Dänische Analyse schockiert: Beliebtes Schmerzmittel erhöht Herzinfarkt-Risiko
Die Autoren gehen nicht so weit, Behörden zur Aufhebung der Zulassung aufzufordern. Aber sie richten eine klare Botschaft an die Praxis: Ärzte sollten die Verschreibung „überdenken“ und das Schmerzmittel durch „sicherere Alternativen“ ersetzen.
Tramadol Pillen. Grün-gelbe Kapselpillen auf blauem Hintergrund. Tramadol ist ein starkes Schmerzmittel zur Behandlung von mittelschweren bis starken Schmerzen. Hintergrund für Tramadol-Missbrauchsthemen.GETTYIMAGES/Fahroni
Tramadol gilt seit Jahrzehnten als „milderes“ Opioid. Es wird weltweit sehr häufig verschrieben – allein in den USA gab es 2023 über 16 Millionen Rezepte. Der Grund: In der klinischen Praxis hielt sich lange die Vorstellung, Tramadol habe ein geringeres Suchtpotenzial als stärkere Opioide wie Oxycodon oder Fentanyl.
Doch wie die Daily Mail berichtete, stellt eine neue dänische Analyse dieses Sicherheitsgefühl infrage – und sie trifft Tramadol an einer besonders sensiblen Stelle: beim Verhältnis von Nutzen und Risiko.
Was die Auswertung untersucht hat
Die Forscher werteten 19 klinische Studien aus, in denen insgesamt mehr als 6.500 Personen entweder Tramadol oder ein Placebo (also ein Scheinmedikament ohne Wirkstoff) erhielten. Es ging um chronische Schmerzen – darunter:
-Nervenschmerzen (5 Studien)
-Arthrose (9 Studien)
-chronische Kreuzschmerzen (4 Studien)
-Fibromyalgie (1 Studie)
Das zentrale Ergebnis: Tramadol zeigte nur eine geringe Wirkung auf chronische Schmerzen – gleichzeitig traten deutlich mehr Nebenwirkungen auf.
Die Autoren formulieren es so: „Tramadol könnte einen leichten Effekt auf die Reduktion chronischer Schmerzen haben (geringe Evidenzsicherheit), erhöht aber wahrscheinlich das Risiko sowohl schwerer als auch nicht schwerer Nebenwirkungen.“
In der Auswertung hatten Personen mit Tramadol im Vergleich zum Placebo eine um 113 Prozent höhere Wahrscheinlichkeit, ein schweres unerwünschtes Ereignis zu erleiden.
Herzereignisse im Fokus
Die Forscher wollten wissen, welche Arten schwerer Ereignisse diesen deutlichen Anstieg erklären.

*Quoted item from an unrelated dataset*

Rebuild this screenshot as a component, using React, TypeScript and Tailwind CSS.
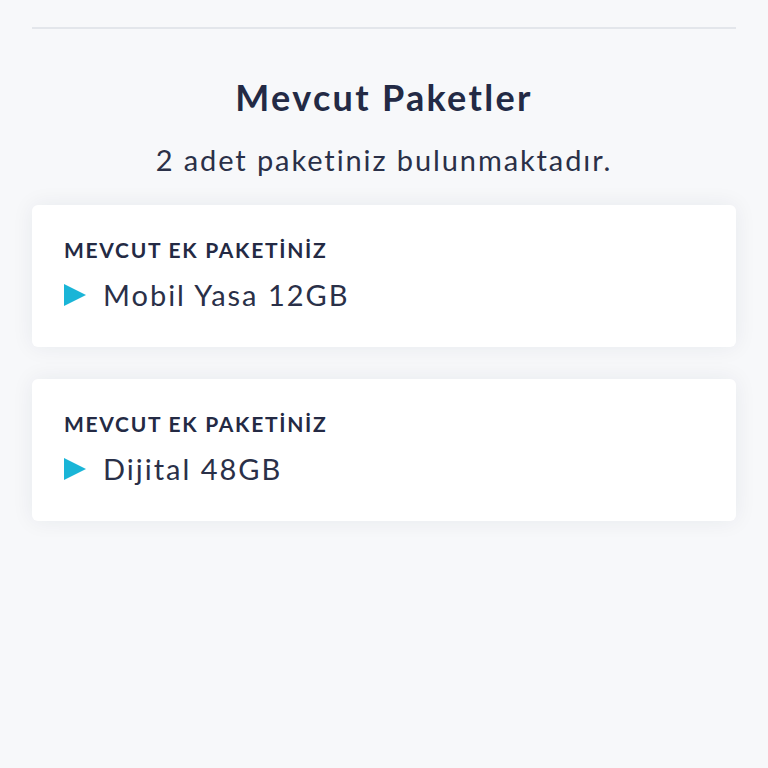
export default function App() {
  const packages = ['Mobil Yasa 12GB', 'Dijital 48GB']

  return (
    <div
      className="min-h-[768px] bg-[#f7f8fa] text-[#242a44]"
      style={{ fontFamily: 'Lato, "Noto Sans", sans-serif' }}
    >
      <div className="overflow-hidden pb-[16px]">
        <div className="px-8 pt-[27px]">
          <div className="h-[2px] bg-[#e3e6eb]" />
        </div>

        {/* Header */}
        <div className="mt-[44px] flex flex-col items-center">
          <h1 className="text-[36px] font-bold leading-[48px] tracking-[2.3px] text-[#232a45]">
            Mevcut Paketler
          </h1>
          <p className="mt-[21px] text-[29px] leading-[36px] tracking-[1.9px] text-[#2a3048]">
            2 adet paketiniz bulunmaktadır.
          </p>
        </div>

        {/* Package cards */}
        <div className="mt-[27px] flex flex-col gap-[32px] px-8">
          {packages.map((name) => (
            <div
              key={name}
              className="h-[142px] rounded-[6px] bg-white px-8 pt-[33px] shadow-[0_0_22px_rgba(30,40,70,0.07)]"
            >
              <p className="text-[21px] font-bold uppercase leading-[24px] tracking-[1.7px] text-[#242a44]">
                MEVCUT EK PAKETİNİZ
              </p>
              <div className="mt-[16px] flex items-center gap-[17px]">
                <svg width="22" height="22" viewBox="0 0 22 22" className="shrink-0">
                  <path d="M0 0 L22 11 L0 22 Z" fill="#1ab5d7" />
                </svg>
                <span className="text-[29px] leading-[34px] tracking-[2px] text-[#2a3048]">{name}</span>
              </div>
            </div>
          ))}
        </div>
      </div>
    </div>
  )
}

Laut ihrer Analyse wurde der Risikoanstieg „hauptsächlich durch einen höheren Anteil an kardialen Ereignissen und Neoplasien [Tumoren]“ getrieben.
Zu den „kardialen Ereignissen“ (also Herzereignissen) zählten in den ausgewerteten Studien einzelne Meldungen wie:
-Herzinfarkt
-Brustschmerz
-Herzschwäche/Herzinsuffizienz
Warum das Alter der Patienten brisant ist
Das Durchschnittsalter der Studienteilnehmer lag bei 58 Jahren. Das ist ein Alter, in dem Herz-Kreislauf-Erkrankungen häufiger werden – und in dem auch unerkannte Risiken (wie eine noch nicht diagnostizierte koronare Herzkrankheit) eine Rolle spielen können.
Genau hier liegt die Sorge der Forscher: Tramadol könnte bei manchen Menschen eine bestehende Anfälligkeit verstärken oder ein Ereignis auslösen.
Tramadol in der Praxis: beliebt – weil „weniger gefährlich“?
Tramadol wird sowohl im Krankenhaus als auch für die Einnahme zuhause verschrieben. Wie jedes Opioid hat es ein Suchtpotenzial, gilt aber im Vergleich zu stärkeren Opioiden als weniger suchterzeugend. In den USA wird es deshalb als Schedule-IV-Medikament eingestuft – also als Substanz mit geringerem Missbrauchsrisiko im Vergleich zu stärker regulierten Opioiden.
Gerade weil Tramadol als „vernünftige“ Option erschien, ist die neue Bewertung so heikel: Wenn der Nutzen gering ist, wiegen selbst „wahrscheinliche“ Risiken schwerer.
Die Studie wurde im BMJ veröffentlicht.